PCI DSS (Payment Card Industry Data Security Standard) is the security standard all systems handling card payments must follow. The core is simple: don't store card numbers on our server.
Instead, use tokenization:
// Frontend sends card info directly to payment provider
// (doesn't go through our server)
const stripe = Stripe('pk_live_...');
const cardElement = elements.create('card');
// Generate token
const { token } = await stripe.createToken(cardElement);
// Only send token to our server
const response = await fetch('/api/payments', {
method: 'POST',
body: JSON.stringify({
orderId: 'order_123',
paymentToken: token.id, // Token, not card number
}),
});
The server never sees the card number. It receives only the token and passes it to the payment provider:
async function chargeWithToken(orderId: string, token: string) {
const order = await db.getOrder(orderId);
const result = await paymentClient.charge({
amount: order.amount,
source: token, // Use token
metadata: { orderId },
});
// Store only payment result (no card info)
await db.createPayment({
orderId,
amount: order.amount,
externalId: result.id,
last4: result.card.last4, // Only last 4 digits
brand: result.card.brand, // Visa, MasterCard, etc.
});
}
This is like hiring a designated driver. We don't handle the car (card info) ourselves. We leave it to the professional driver (payment provider), and we just say "take me from A to B (process this payment)."
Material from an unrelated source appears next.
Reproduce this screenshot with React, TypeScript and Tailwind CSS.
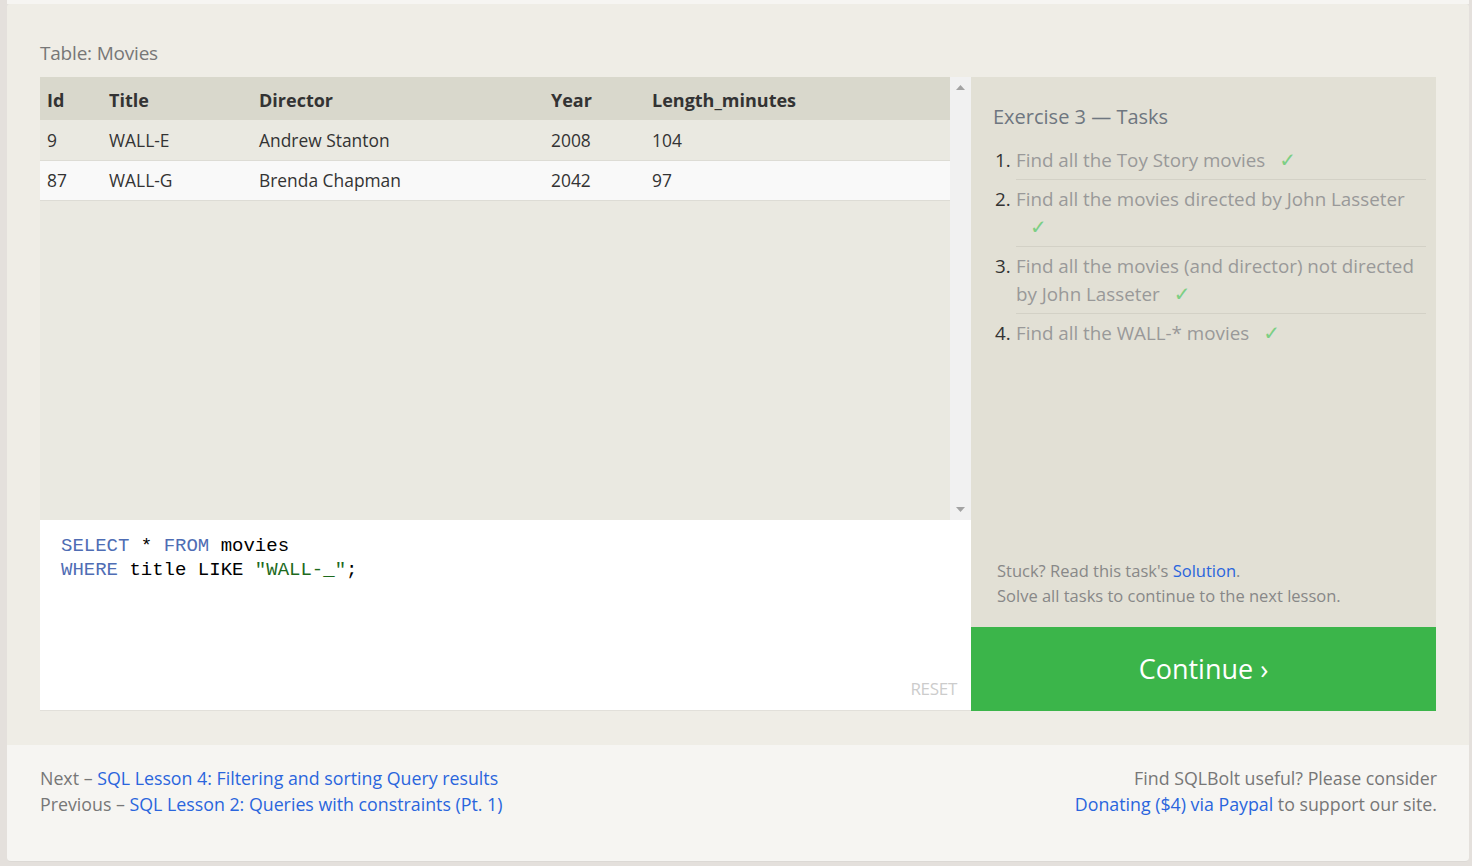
import React from 'react';

const rows = [
  { id: 9, title: 'WALL-E', director: 'Andrew Stanton', year: 2008, length: 104 },
  { id: 87, title: 'WALL-G', director: 'Brenda Chapman', year: 2042, length: 97 },
];

const tasks = [
  'Find all the Toy Story movies',
  'Find all the movies directed by John Lasseter',
  'Find all the movies (and director) not directed by John Lasseter',
  'Find all the WALL-* movies',
];

const font = { fontFamily: '"Open Sans", "Noto Sans", sans-serif' };

const App = () => {
  return (
    <div className="min-h-screen bg-[#e4e0dc] pl-[7px] pr-[3px] text-[#333]" style={font}>
      <div className="h-[4px] bg-[#f6f5f2]" />
      <div className="bg-[#efede6] px-[33px] pt-[36px] pb-[34px] rounded-t-[3px]">
        {/* Table title */}
        <div className="text-[19px] leading-[26px] text-[#777] mb-[11px] tracking-[-0.2px]">Table: Movies</div>

        <div className="flex">
          {/* Left: results + editor */}
          <div className="w-[931px] flex flex-col">
            <div className="h-[443px] flex bg-[#eae9e1]">
              <div className="flex-1">
                <table className="w-full border-collapse text-left">
                  <thead>
                    <tr className="bg-[#d9d8cc] h-[43px]">
                      <th className="w-[62px] pl-[7px] pt-[3px] text-[18px] font-bold">Id</th>
                      <th className="w-[150px] pl-[7px] pt-[3px] text-[18px] font-bold">Title</th>
                      <th className="w-[292px] pl-[7px] pt-[3px] text-[18px] font-bold">Director</th>
                      <th className="w-[101px] pl-[7px] pt-[3px] text-[18px] font-bold">Year</th>
                      <th className="pl-[7px] pt-[3px] text-[18px] font-bold">Length_minutes</th>
                    </tr>
                  </thead>
                  <tbody>
                    {rows.map((r, i) => (
                      <tr
                        key={r.id}
                        className={`h-[40px] border-b border-[#dddcd5] text-[17.4px] ${
                          i === 0 ? 'bg-[#eae9e1]' : 'bg-[#f9f9f9]'
                        }`}
                      >
                        <td className="pl-[7px]">{r.id}</td>
                        <td className="pl-[7px]">{r.title}</td>
                        <td className="pl-[7px]">{r.director}</td>
                        <td className="pl-[7px]">{r.year}</td>
                        <td className="pl-[7px]">{r.length}</td>
                      </tr>
                    ))}
                  </tbody>
                </table>
              </div>
              {/* Scrollbar */}
              <div className="w-[21px] bg-[#f1f1f1] flex flex-col justify-between items-center py-[8px]">
                <svg width="9" height="5" viewBox="0 0 9 5">
                  <polygon points="4.5,0 9,5 0,5" fill="#a3a3a3" />
                </svg>
                <svg width="9" height="5" viewBox="0 0 9 5">
                  <polygon points="0,0 9,0 4.5,5" fill="#a3a3a3" />
                </svg>
              </div>
            </div>

            {/* Editor */}
            <div className="h-[191px] bg-white border-b border-[#e2e0da] pl-[21px] pt-[14px] pr-[14px] flex flex-col">
              <pre
                className="text-[19px] leading-[24px] text-black"
                style={{ fontFamily: '"Liberation Mono", "DejaVu Sans Mono", monospace' }}
              >
                <span className="text-[#4f6db4]">SELECT</span> * <span className="text-[#4f6db4]">FROM</span> movies
                {'\n'}
                <span className="text-[#4f6db4]">WHERE</span> title LIKE <span className="text-[#1d6a1d]">"WALL-_"</span>;
              </pre>
              <div className="mt-auto mb-[9px] self-end text-[17px] text-[#cccccc] tracking-[-0.3px]">RESET</div>
            </div>
          </div>

          {/* Right: tasks */}
          <div className="w-[465px] flex flex-col">
            <div className="flex-1 bg-[#e2e0d5] pl-[22px] pr-[10px] pt-[26px] pb-[19px] flex flex-col">
              <div className="text-[20px] leading-[28px] text-[#6e7680] mb-[10px]">Exercise 3 — Tasks</div>
              <ol className="pl-[23px]">
                {tasks.map((t, i) => (
                  <li
                    key={i}
                    className={`relative py-[5px] text-[18.8px] leading-[28px] text-[#999] ${
                      i < tasks.length - 1 ? 'border-b border-[#d3d1c6]' : ''
                    }`}
                  >
                    <span className="absolute -left-[21px] text-[#333]">{i + 1}.</span>
                    {t}
                    <span
                      className="inline-block ml-[14px] text-[20px] leading-none text-[#7ccf84]"
                      style={{ fontFamily: '"DejaVu Sans", sans-serif' }}
                    >
                      ✓
                    </span>
                  </li>
                ))}
              </ol>
              <div className="mt-auto pl-[4px] text-[16.5px] leading-[25px] text-[#888]">
                <div>
                  Stuck? Read this task's <span className="text-[#2a65dd]">Solution</span>.
                </div>
                <div>Solve all tasks to continue to the next lesson.</div>
              </div>
            </div>
            <div className="h-[84px] bg-[#3bb54a] flex items-center justify-center text-white text-[27px]">
              Continue ›
            </div>
          </div>
        </div>
      </div>

      {/* Footer */}
      <div className="h-[117px] bg-[#f6f5f2] rounded-b-[4px] border-b border-[#dcd9d5] pl-[33px] pr-[32px] pt-[20px] flex justify-between text-[17.8px] leading-[26px] text-[#777]">
        <div>
          <div>
            Next – <span className="text-[#2a65dd]">SQL Lesson 4: Filtering and sorting Query results</span>
          </div>
          <div>
            Previous – <span className="text-[#2a65dd]">SQL Lesson 2: Queries with constraints (Pt. 1)</span>
          </div>
        </div>
        <div className="text-right">
          <div>Find SQLBolt useful? Please consider</div>
          <div>
            <span className="text-[#2a65dd]">Donating ($4) via Paypal</span> to support our site.
          </div>
        </div>
      </div>
    </div>
  );
};

export default App;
Building a payment system taught me a lot of technology. Idempotency, state machines, webhooks, reconciliation. But what I really learned was the weight of responsibility.
The user who got charged twice for clicking a button. The customer who sent an angry email because the refund was delayed. The teammate who stayed up for nights because reconciliation didn't match. All of this was because of my code.
Code that moves money is different. You write more tests. You log more details. You think harder about edge cases. Not "this should be good enough," but "is this truly safe?"
Payment systems aren't a technology problem. They're a trust problem. Users trust us enough to enter their card numbers. Protecting that trust is the developer's job. That's why payment code is heavy. It must be heavy.